脱穀調製面には千歯・千石トオシ・唐箕・唐臼等が元禄時代に出現して、調製過程の革命がなされました。千歯発明 前には扱箸(コキハシ)とよぶ幼稚な器具によって脱フしていましたので、おびただしい 労働力がこれに消耗されていました。しかし千歯の出現は扱箸に数倍まさる能率ぶりでしたし、木臼にかわる唐臼の出現 によって脱穀は三倍の能率をあげ、選別方面の唐箕・千石トオシ等の発明にしてもその効果は大きなものでした。 貢租納入をま近にひかえ、日の短い秋の収穫作業に対して、これらの新農具の出現はまさに驚異的なことでありました。 農業経営におびただしい労働力が必要であったので、近世初期には多数の家族・下人を抱えた大農的経営がなされていま した一般の傾向もこうした技術の進歩によって分化して小農経営に移ったといわれています。
肥料面については自給自足を主体とし、金肥即ち干鰯・鰯鰊の〆粕・油粕等の使用量が漸次増加して明治に及びま した。「有馬藩旧租要略」によれば、肥料として人糞・石灰・刈草・樹葉・干鰯・油粕・焼酎粕・大豆粕類があげら れています。明治三十六年三井郡町村是によっても、厩肥・堆肥・紫雲英・刈草・人糞尿・屋根萱・油粕等があげられ て、化学肥料はまだ出現していませんので、近世に続く自給自足肥料状況でありました。刈草をそのまヽ水田に敷込 む刈敷及び厩肥・堆肥が近世の支配的な肥料状況でありましたので、山野 の草木の確保こそ地力の維持上抜くべからざる問題でした。 大城村一帯の川敷・堤敷・柳刺等の秣場こそ肥料の面から重要な存在であったわけです。しかしなお不足しましたので 耳納山の芝草刈りもさかんに続けられ、飼馬によって遠路運搬されました。
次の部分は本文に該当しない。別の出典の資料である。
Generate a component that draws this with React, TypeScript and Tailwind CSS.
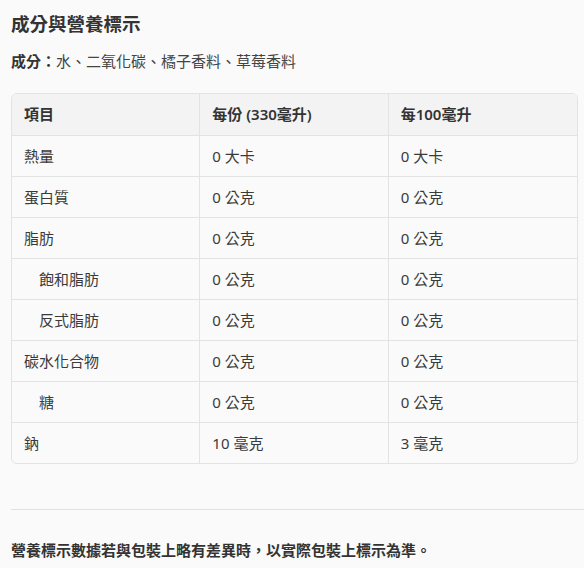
const rows: { name: string; indent?: boolean; serving: string; per100: string }[] = [
  { name: "熱量", serving: "0 大卡", per100: "0 大卡" },
  { name: "蛋白質", serving: "0 公克", per100: "0 公克" },
  { name: "脂肪", serving: "0 公克", per100: "0 公克" },
  { name: "飽和脂肪", indent: true, serving: "0 公克", per100: "0 公克" },
  { name: "反式脂肪", indent: true, serving: "0 公克", per100: "0 公克" },
  { name: "碳水化合物", serving: "0 公克", per100: "0 公克" },
  { name: "糖", indent: true, serving: "0 公克", per100: "0 公克" },
  { name: "鈉", serving: "10 毫克", per100: "3 毫克" },
];

export default function App() {
  return (
    <main className="min-h-[568px] bg-[#fafafa] pt-[12px] pl-[11px] text-[#333] font-['Noto_Sans','Noto_Sans_CJK_TC',sans-serif]">
      <div className="pr-[6px]">
        <h2 className="text-[18.5px] leading-[24px] font-bold text-[#333]">成分與營養標示</h2>
        <p className="mt-[13px] text-[15px] leading-[24px] text-[#444]">
          <span className="font-bold text-[#333]">成分：</span>水、二氧化碳、橘子香料、草莓香料
        </p>

        <div className="mt-[20px] overflow-hidden rounded-[6px] border border-[#e3e3e3] text-[15px]">
          <div className="grid h-[41px] grid-cols-3 items-center bg-[#f3f3f3] font-semibold">
            <div className="flex h-full items-center border-r border-[#e3e3e3] px-[12px]">項目</div>
            <div className="flex h-full items-center border-r border-[#e3e3e3] px-[12px]">每份 (330毫升)</div>
            <div className="flex h-full items-center px-[12px]">每100毫升</div>
          </div>
          {rows.map((row) => (
            <div key={row.name} className="grid h-[41px] grid-cols-3 border-t border-[#e3e3e3] text-[#3a3a3a]">
              <div className={`flex items-center border-r border-[#e3e3e3] ${row.indent ? "pl-[27px]" : "pl-[12px]"}`}>
                {row.name}
              </div>
              <div className="flex items-center border-r border-[#e3e3e3] px-[12px]">{row.serving}</div>
              <div className="flex items-center px-[12px]">{row.per100}</div>
            </div>
          ))}
        </div>
      </div>

      <hr className="mt-[45px] border-t border-[#e0e0e0]" />

      <p className="mt-[28px] text-[15px] leading-[24px] font-bold text-[#333]">
        營養標示數據若與包裝上略有差異時，以實際包裝上標示為準。
      </p>
    </main>
  );
}
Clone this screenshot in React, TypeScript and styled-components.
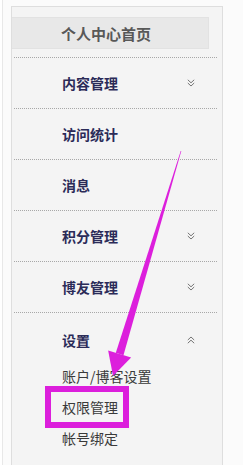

害虫駆除法としては虫送りが一般に行われ、後期には浮塵子駆除として石灰・鯨油が使用されました。享保十七年の
大凶慌はうてのこ虫と称した浮塵子の発生によるものでしたが、柳河方面に油を注いで駆除につとめたことが記録さ
れていますから(石原家記による)、この時代鯨油の使用が伝って来たのでしょう。害虫駆除法としての鯨油使用を
発見したのは寛文年間遠賀郡水巻村の蔵富吉左衛門ですが、筑前一圓に普及したのは天明年間、続いて近国筑後に伝
わりました。寛政年間には久留米藩内にすでに普及しています。(米府年表)
しかし旧来の虫送りも依然継続され
のちには農村のレクレーション的な傾向をもつに至りました。明治初年まで大城村一帯にも行われていました。筑後
一円に被害の大きかった螟虫駆除については明治に至ってはじめて具体化され、適切な対策はなかったようです。
その他商品的作物の栽培がさかんになるにつれて農産加工的な面に新しい分野がひらけてきました。近世五穀につぐ 重要作物とされた四木(桑・茶・楮・漆)・三草(紅花・藍・麻)は 中世より引続いて大いに増産されました。さき にものべましたが、文化年間北野大荘屋上瀧氏の玉藍製法発明や 天明年間東久留米村岡野左源次の製糖法発明。 また文化年間御原郡小郡町内山伊吉の伊吉櫨・竹野郡亀王組大荘屋竹下周直の松山櫨等の品種改良。幕末に久留米田 中近江は水車機・精米機の改良をしました。大発明家田中近江の幾多の業績のほんの一つにすぎないことですが、影 響するところは小さくありません。
以上が近世三〇〇年間の農業の進歩の概略ですが、明治時代に入ってもほぼ近世の継続であったことは古老の親し く体験したことでしょう。明治二十〜三十年代こそは新時代にふさわしい技術の改良の劃期的な時期にあたります。